Rose Hill, according to Taggert, was Wheeler’s most likely choice, so that was the first place Dot called. Posing as the secretary of one of Wheeler’s fellow golfers, she said she wanted to confirm the foursome’s tee time. It was scheduled for 11:15, said a young woman with a snooty English accent, and would there be four? Because she had Mr. Wheeler down as a party of three.

“Yes, three,” Dot said. “That’s quite right, because Mr. Podston won’t be able to make it after all.”

She hung up and Keller said, “Mr. Podston?”

“What I almost said,” she said, “was Pond Scum. Podston was the best I could do. Eleven-fifteen, that’s when they’re teeing off, so there’s not a lot of time to waste.”


You had to pass a gate attendant and assorted other functionaries at the entrance to Rose Hill Country Club, and then a valet would turn up to park your car. Keller drove right past the entrance and followed the map from the club’s website. Dot had printed out a copy, and he studied it again and decided the best bet was the seventh hole, a 465-yard par four with a dogleg to the left and woods on the right. A slice would put Wheeler in the woods, and that was where Keller decided to wait for him.

And there was a place forty or fifty yards from the fairway where he could park. He had a feeling it wasn’t entirely legal to park there, but any cop who felt compelled to do something about a nice big Cadillac with Oregon plates parked where it wasn’t in anybody’s way, well, the worst result would be a ticket, not a tow.

The only problem was that the parking spot was on the wrong side of the fairway. To get to the woods you had to cross the fairway, easy enough for Keller, but not so easy for a man with a broken leg. Keller could put an arm around Taggert and take most of his weight, but what would the two of them look like to anybody playing the hole? And you couldn’t just wait until a foursome played through, not with the amount of time it would take to get Taggert across the fairway; by the time they were halfway across, the next group of golfers would be at the tee.

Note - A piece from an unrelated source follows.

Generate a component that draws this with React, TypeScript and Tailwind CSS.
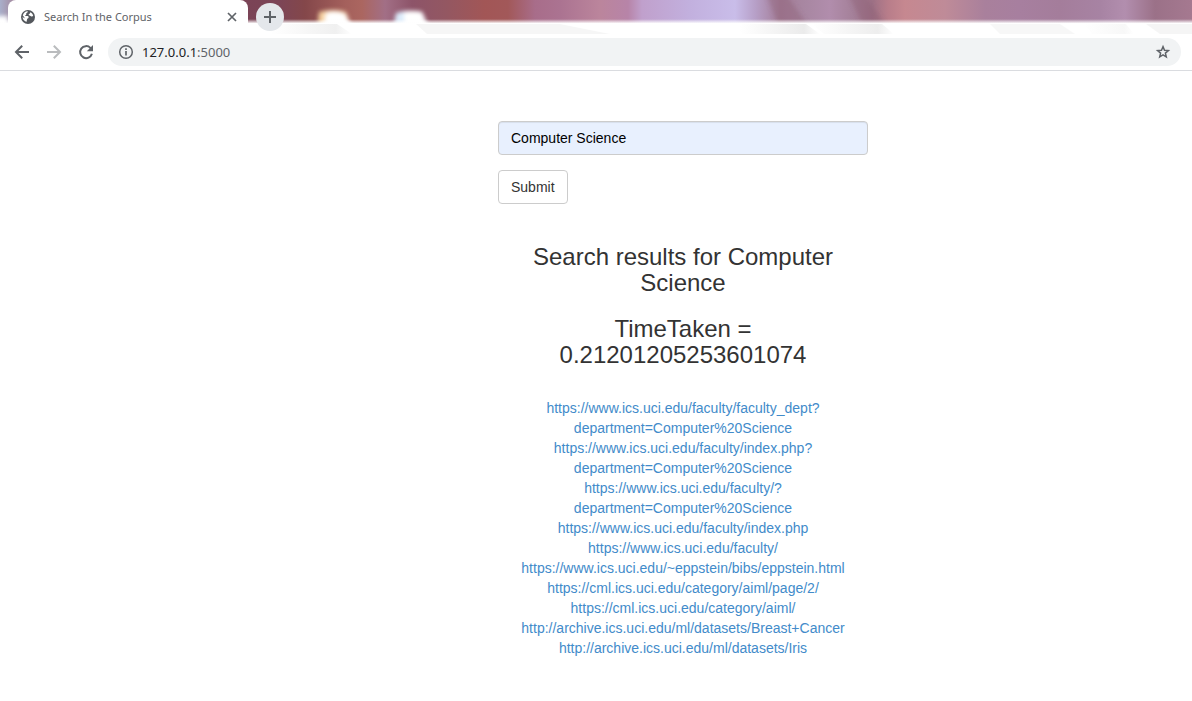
import { useState, type FormEvent, type ReactNode } from "react";

const results = [
  "https://www.ics.uci.edu/faculty/faculty_dept?department=Computer%20Science",
  "https://www.ics.uci.edu/faculty/index.php?department=Computer%20Science",
  "https://www.ics.uci.edu/faculty/?department=Computer%20Science",
  "https://www.ics.uci.edu/faculty/index.php",
  "https://www.ics.uci.edu/faculty/",
  "https://www.ics.uci.edu/~eppstein/bibs/eppstein.html",
  "https://cml.ics.uci.edu/category/aiml/page/2/",
  "https://cml.ics.uci.edu/category/aiml/",
  "http://archive.ics.uci.edu/ml/datasets/Breast+Cancer",
  "http://archive.ics.uci.edu/ml/datasets/Iris",
];

const glassStops: [number, string][] = [
  [0, "#a9afca"],
  [12, "#a58fa5"],
  [240, "#7a4356"],
  [280, "#7c4556"],
  [305, "#84474a"],
  [345, "#a4605c"],
  [362, "#ab6660"],
  [385, "#a26f86"],
  [412, "#8d5469"],
  [445, "#935762"],
  [485, "#a25656"],
  [508, "#a25859"],
  [535, "#a86d8a"],
  [560, "#ab7391"],
  [600, "#bb859c"],
  [628, "#b784a8"],
  [642, "#c0a0cc"],
  [690, "#c2b0de"],
  [735, "#c9bde9"],
  [755, "#b7a0c8"],
  [780, "#a47e98"],
  [805, "#a887a2"],
  [830, "#b18dac"],
  [852, "#a5819a"],
  [872, "#9d7186"],
  [888, "#b87d8a"],
  [905, "#c68890"],
  [945, "#bf8b98"],
  [985, "#a9809c"],
  [1020, "#a77f9f"],
  [1060, "#a47d9b"],
  [1100, "#a783a3"],
  [1125, "#b28eae"],
  [1155, "#9b7188"],
  [1192, "#a57990"],
];

function WindowGlass() {
  return (
    <svg
      className="absolute inset-0 h-full w-full"
      viewBox="0 0 1192 34"
      preserveAspectRatio="none"
      aria-hidden="true"
    >
      <defs>
        <linearGradient id="glass" x1="0" x2="1192" y1="0" y2="0" gradientUnits="userSpaceOnUse">
          {glassStops.map(([x, color]) => (
            <stop key={x} offset={x / 1192} stopColor={color} />
          ))}
        </linearGradient>
        <linearGradient id="frost" x1="0" x2="0" y1="0" y2="34" gradientUnits="userSpaceOnUse">
          <stop offset="0.56" stopColor="#fff" stopOpacity="0" />
          <stop offset="0.69" stopColor="#fff" stopOpacity="1" />
        </linearGradient>
        <linearGradient id="shade" x1="0" x2="1" y1="0" y2="0">
          <stop offset="0" stopColor="#e6e6e6" stopOpacity="0" />
          <stop offset="0.8" stopColor="#e6e6e6" />
          <stop offset="1" stopColor="#e6e6e6" stopOpacity="0" />
        </linearGradient>
        <filter id="soft" x="-30%" y="-30%" width="160%" height="160%">
          <feGaussianBlur stdDeviation="2" />
        </filter>
      </defs>
      <rect width="1192" height="34" fill="url(#glass)" />
      <g filter="url(#soft)">
        <path d="M766 -6H786L814 34H782Z" fill="#8a5870" opacity=".35" />
        <path d="M848 -6H864L892 34H868Z" fill="#8a5870" opacity=".35" />
        <path d="M317 34L319 12Q334 8 346 12L354 34Z" fill="#f6d2a0" />
        <path d="M322 34L326 13Q336 10 345 14L356 34Z" fill="#fff" />
        <path d="M392 34L396 13Q408 9 422 12L432 34Z" fill="#dcebfb" />
        <path d="M404 34V12Q412 10 422 12L431 34Z" fill="#fff" />
        <path d="M-6 16H8V40H-6Z" fill="#fff" />
      </g>
      <rect width="1192" height="34" fill="url(#frost)" />
      <g fill="url(#shade)">
        <path d="M270 24H337L352 34H270Z" opacity=".6" />
        <path d="M740 24H806L820 34H740Z" opacity=".8" />
        <path d="M812 24H882L894 34H824Z" opacity=".7" />
        <path d="M1084 24H1126L1134 34H1092Z" opacity=".3" />
      </g>
      <g fill="#e6e6e6">
        <path d="M416 24H560L610 34H427Z" opacity=".35" />
        <path d="M990 24H1060L1075 34H1000Z" opacity=".3" />
        <path d="M1146 24H1192V34H1160Z" opacity=".4" />
      </g>
    </svg>
  );
}

function Icon({ children }: { children: ReactNode }) {
  return (
    <svg
      className="size-4 shrink-0"
      viewBox="0 0 16 16"
      fill="none"
      stroke="currentColor"
      strokeWidth="2"
      aria-hidden="true"
    >
      {children}
    </svg>
  );
}

function BrowserBar() {
  return (
    <header className="border-b border-[#dadce0] bg-white text-[#5f6368]">
      <div className="relative h-[34px] overflow-hidden">
        <WindowGlass />
        <div className="relative flex h-full items-start gap-2 pl-2">
          <div className="flex h-full w-60 items-center gap-2 rounded-t-lg bg-white pr-2 pl-3">
            <Icon>
              <circle cx="8" cy="8" r="7" fill="#54585d" stroke="none" />
              <path
                d="M7.6 2.2C8.2 3 7.3 3.6 6.5 4.1C5.8 4.6 6.7 5.1 6.1 5.8C5.5 6.5 5 6.4 5 7H7.6C8.7 7 8.8 8.2 8.5 8.8C8.2 9.5 7.2 9.4 7.1 10.3C7 11.1 6.7 11.7 6.5 12.9C4.2 12.2 2.6 10.2 2.6 7.8L4.4 9.6V8.2L2.8 6.5C3.4 4 5.2 2.3 7.6 2.2Z"
                fill="#fff"
                stroke="none"
              />
              <path
                d="M10.5 3.3C11.9 4.1 12.9 5.5 13.2 7C12.3 7.4 11.8 7.6 11 7.2C10.3 6.9 9.8 6.3 9 6.2C8.4 6 8.6 5.2 9.2 5C10 4.7 9.9 4 10.5 3.3Z"
                fill="#fff"
                stroke="none"
              />
              <path d="M10.3 9.5H12.8C12.3 11 11.3 12 10 12.7C9.7 11.5 9.5 10.3 10.3 9.5Z" fill="#54585d" stroke="none" />
            </Icon>
            <span className="flex-1 font-['Noto_Sans',sans-serif] text-[11px] leading-4">
              Search In the Corpus
            </span>
            <button type="button" aria-label="Close tab">
              <Icon>
                <path d="M4 4L12 12M12 4L4 12" strokeWidth="1.7" />
              </Icon>
            </button>
          </div>
          <button
            type="button"
            aria-label="New tab"
            className="mt-[3px] grid size-7 place-items-center rounded-full bg-[#e4e7eb]"
          >
            <Icon>
              <path d="M8 2V14M2 8H14" />
            </Icon>
          </button>
        </div>
      </div>
      <div className="flex items-center pt-1 pr-[11px] pb-1 pl-3.5">
        <nav className="flex gap-4 pr-3.5" aria-label="History">
          <button type="button" aria-label="Back">
            <Icon>
              <path d="M15 8H2.5M8.2 1.8L2 8L8.2 14.2" />
            </Icon>
          </button>
          <button type="button" aria-label="Forward" className="text-[#babcbe]">
            <Icon>
              <path d="M1 8H13.5M7.8 1.8L14 8L7.8 14.2" />
            </Icon>
          </button>
          <button type="button" aria-label="Reload">
            <Icon>
              <path d="M13.9 9.8A6 6 0 1 1 12.4 3.9L13.2 4.8" />
              <path d="M15 1V7.2H8.8Z" fill="currentColor" stroke="none" />
            </Icon>
          </button>
        </nav>
        <div className="flex h-7 flex-1 items-center gap-2 rounded-full bg-[#f1f3f4] px-2.5">
          <Icon>
            <circle cx="8" cy="8" r="6.3" strokeWidth="1.5" />
            <path d="M8 7.1V11.6M8 4.3V6" strokeWidth="1.7" />
          </Icon>
          <span className="flex-1 font-['Noto_Sans',sans-serif] text-[13px] leading-5">
            <span className="text-[#202124]">127.0.0.1</span>:5000
          </span>
          <button type="button" aria-label="Bookmark this page">
            <Icon>
              <path
                d="M8 2.6L9.5 6.2L13.4 6.5L10.4 9.1L11.3 12.9L8 10.9L4.7 12.9L5.6 9.1L2.6 6.5L6.5 6.2Z"
                strokeWidth="1.5"
              />
            </Icon>
          </button>
        </div>
      </div>
    </header>
  );
}

export default function App() {
  const [query, setQuery] = useState("Computer Science");

  return (
    <div className="min-h-screen bg-white font-['Liberation_Sans',Arial,sans-serif] text-sm leading-5 text-[#333]">
      <BrowserBar />
      <main className="flex justify-center pt-[50px] pb-10 pl-[174px]">
        <div className="w-full max-w-[370px]">
          <form
            className="flex flex-col items-start gap-[15px]"
            onSubmit={(event: FormEvent) => event.preventDefault()}
          >
            <input
              type="text"
              aria-label="Search query"
              value={query}
              onChange={(event) => setQuery(event.target.value)}
              className="h-[34px] w-full rounded border border-[#ccc] bg-[#e8f0fe] px-3 text-black shadow-[inset_0_1px_1px_rgba(0,0,0,0.075)]"
            />
            <button type="submit" className="h-[34px] rounded border border-[#ccc] bg-white px-3">
              Submit
            </button>
          </form>
          <section className="mt-10 text-center">
            <h3 className="text-2xl leading-[26px]">Search results for Computer Science</h3>
            <h3 className="mt-5 text-2xl leading-[26px]">TimeTaken = 0.21201205253601074</h3>
            <ul className="mt-[30px] text-[#428bca]">
              {results.map((url) => (
                <li key={url}>
                  <a href={url} className="hover:underline">
                    {url}
                  </a>
                </li>
              ))}
            </ul>
          </section>
        </div>
      </main>
    </div>
  );
}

One man trotting across a fairway, that was nothing remarkable. Two men, one unable to walk, the other struggling to assist him — even someone as singleminded as a golfer would zoom over on his cart to see what was wrong, and what he could do to help.

And could Taggert make it across, even with support? His entire lower leg, including the knee joint, was swollen and inflamed. They’d removed his shoe earlier, when Taggert complained that his foot had grown too large for it, and now it was larger still, twice the size of the other one.

No, the man couldn’t go anywhere.

“You’re going to have to wait here,” Keller told him. “In the trunk.”

“The trunk!”

“It won’t be that uncomfortable, and you won’t be in there that long. As soon as my work’s done, I’ll run you to a hospital and you can get that taken care of.”

“But what if—”

“If I don’t come back?”

“I didn’t want to say that.”

“Well, it’s possible. But there’s a latch, remember? You’re the one who told me about it. For kids playing refrigerator.”

“How am I supposed to reach it with my hands tied behind my back?”

“That’s a point,” Keller conceded, and clipped the wire on Taggert’s wrists. It still was no easy matter getting him into the trunk, and throughout it Taggert reeled off a litany of complaints — his leg was killing him, he could barely move his fingers, his shoulders felt dislocated, di dah di dah di dah.

“It won’t be long,” Keller said. He put the shotgun on the floor of the trunk, near Taggert’s swollen foot, and checked to make sure that the revolver was fully loaded.

“You’re leaving me the gun?”

“The shotgun? I don’t want to carry it around on the golf course. Too easy for somebody to spot it.”

“So you’re leaving it with me?”

“Although I suppose they’d just mistake it for a four wood. But it’s bulky, I don’t want to carry it.”

There was a car coming. Keller turned so his face wouldn’t show, waited for the car to pass. Meanwhile, Taggert said he was glad Keller trusted him enough to leave the shotgun with him.

“It’s not exactly a matter of trust,” Keller said.